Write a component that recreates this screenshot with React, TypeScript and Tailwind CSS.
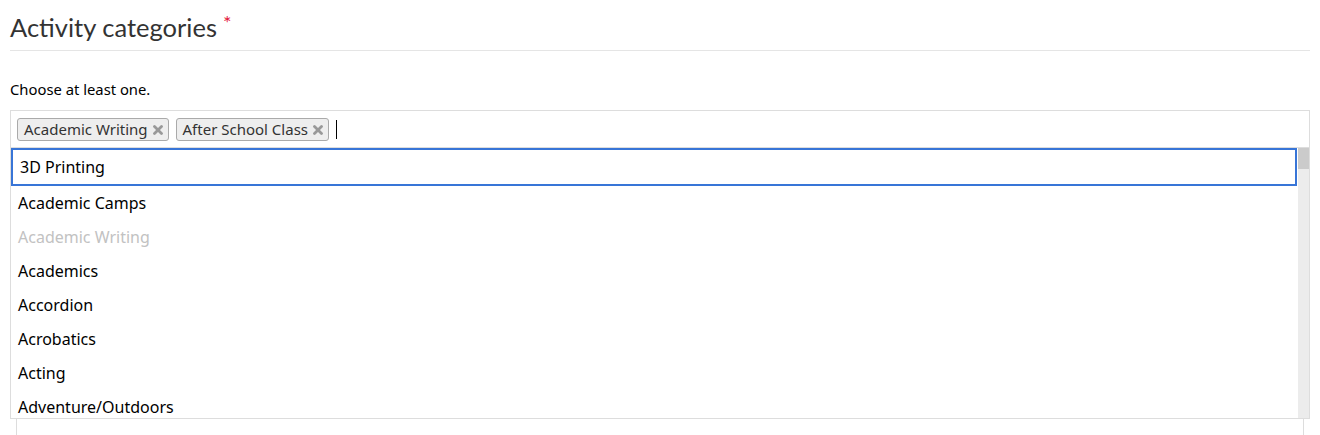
const options = [
  "Academic Camps",
  "Academic Writing",
  "Academics",
  "Accordion",
  "Acrobatics",
  "Acting",
  "Adventure/Outdoors",
]

const selected = ["Academic Writing", "After School Class"]

function RemoveIcon() {
  return (
    <svg viewBox="0 0 10 10" className="h-[10px] w-[10px]" stroke="#999" strokeWidth={2.8} strokeLinecap="round">
      <line x1="1.5" y1="1.5" x2="8.5" y2="8.5" />
      <line x1="8.5" y1="1.5" x2="1.5" y2="8.5" />
    </svg>
  )
}

export default function App() {
  return (
    <div className="h-[435px] overflow-hidden bg-white px-[10px] font-['Noto_Sans',sans-serif] text-black">
      {/* Heading */}
      <h2 className="border-b border-[#e5e5e5] pt-[12px] pb-[7px] font-['Lato',sans-serif] text-[25.5px] font-normal leading-[31px] text-[#333]">
        Activity categories
        <span className="ml-[6px] align-top text-[20px] leading-none text-[#e3173e]">*</span>
      </h2>

      <p className="mt-[28px] text-[14.8px] leading-[20px]">Choose at least one.</p>

      {/* Multi select */}
      <div className="relative z-10 mt-[11px]">
        <div className="flex h-[37px] items-start gap-[7px] border border-b-0 border-[#ddd] px-[6px] pt-[7px]">
          {selected.map((s) => (
            <span
              key={s}
              className="flex h-[23px] items-center gap-[5px] rounded-[3px] border border-[#aaa] bg-[#eee] pl-[6px] pr-[5px] text-[15px] leading-none text-[#333]"
            >
              {s}
              <RemoveIcon />
            </span>
          ))}
          <span className="mt-[2px] h-[19px] w-px bg-black" />
        </div>

        {/* Dropdown */}
        <div className="absolute left-0 right-0 top-[37px] flex h-[272px] border border-[#ddd] bg-white">
          <ul className="flex-1 overflow-hidden text-[16px]">
            <li className="flex h-[38px] items-center border-2 border-[#3875d7] px-[7px]">3D Printing</li>
            {options.map((o) => (
              <li
                key={o}
                className={`flex h-[34px] items-center px-[7px] ${o === "Academic Writing" ? "text-[#c2c2c2]" : ""}`}
              >
                {o}
              </li>
            ))}
          </ul>
          <div className="ml-[1px] w-[11px] bg-[#ececec]">
            <div className="h-[21px] bg-[#cbcbcb]" />
          </div>
        </div>
      </div>

      {/* Field underneath the open menu */}
      <div className="mx-[6px] mt-[40px] h-[248px] border-x border-t border-[#ddd]" />
    </div>
  )
}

◆ **YOUR OBJECTIVE**
Leave out the pictures and output the rest of the material exactly as written.

◆ **RESPONSE TO THE EXERCISE**
Write a component that recreates this screenshot with React, TypeScript and Tailwind CSS.
const options = [
  "Academic Camps",
  "Academic Writing",
  "Academics",
  "Accordion",
  "Acrobatics",
  "Acting",
  "Adventure/Outdoors",
]

const selected = ["Academic Writing", "After School Class"]

function RemoveIcon() {
  return (
    <svg viewBox="0 0 10 10" className="h-[10px] w-[10px]" stroke="#999" strokeWidth={2.8} strokeLinecap="round">
      <line x1="1.5" y1="1.5" x2="8.5" y2="8.5" />
      <line x1="8.5" y1="1.5" x2="1.5" y2="8.5" />
    </svg>
  )
}

export default function App() {
  return (
    <div className="h-[435px] overflow-hidden bg-white px-[10px] font-['Noto_Sans',sans-serif] text-black">
      {/* Heading */}
      <h2 className="border-b border-[#e5e5e5] pt-[12px] pb-[7px] font-['Lato',sans-serif] text-[25.5px] font-normal leading-[31px] text-[#333]">
        Activity categories
        <span className="ml-[6px] align-top text-[20px] leading-none text-[#e3173e]">*</span>
      </h2>

      <p className="mt-[28px] text-[14.8px] leading-[20px]">Choose at least one.</p>

      {/* Multi select */}
      <div className="relative z-10 mt-[11px]">
        <div className="flex h-[37px] items-start gap-[7px] border border-b-0 border-[#ddd] px-[6px] pt-[7px]">
          {selected.map((s) => (
            <span
              key={s}
              className="flex h-[23px] items-center gap-[5px] rounded-[3px] border border-[#aaa] bg-[#eee] pl-[6px] pr-[5px] text-[15px] leading-none text-[#333]"
            >
              {s}
              <RemoveIcon />
            </span>
          ))}
          <span className="mt-[2px] h-[19px] w-px bg-black" />
        </div>

        {/* Dropdown */}
        <div className="absolute left-0 right-0 top-[37px] flex h-[272px] border border-[#ddd] bg-white">
          <ul className="flex-1 overflow-hidden text-[16px]">
            <li className="flex h-[38px] items-center border-2 border-[#3875d7] px-[7px]">3D Printing</li>
            {options.map((o) => (
              <li
                key={o}
                className={`flex h-[34px] items-center px-[7px] ${o === "Academic Writing" ? "text-[#c2c2c2]" : ""}`}
              >
                {o}
              </li>
            ))}
          </ul>
          <div className="ml-[1px] w-[11px] bg-[#ececec]">
            <div className="h-[21px] bg-[#cbcbcb]" />
          </div>
        </div>
      </div>

      {/* Field underneath the open menu */}
      <div className="mx-[6px] mt-[40px] h-[248px] border-x border-t border-[#ddd]" />
    </div>
  )
}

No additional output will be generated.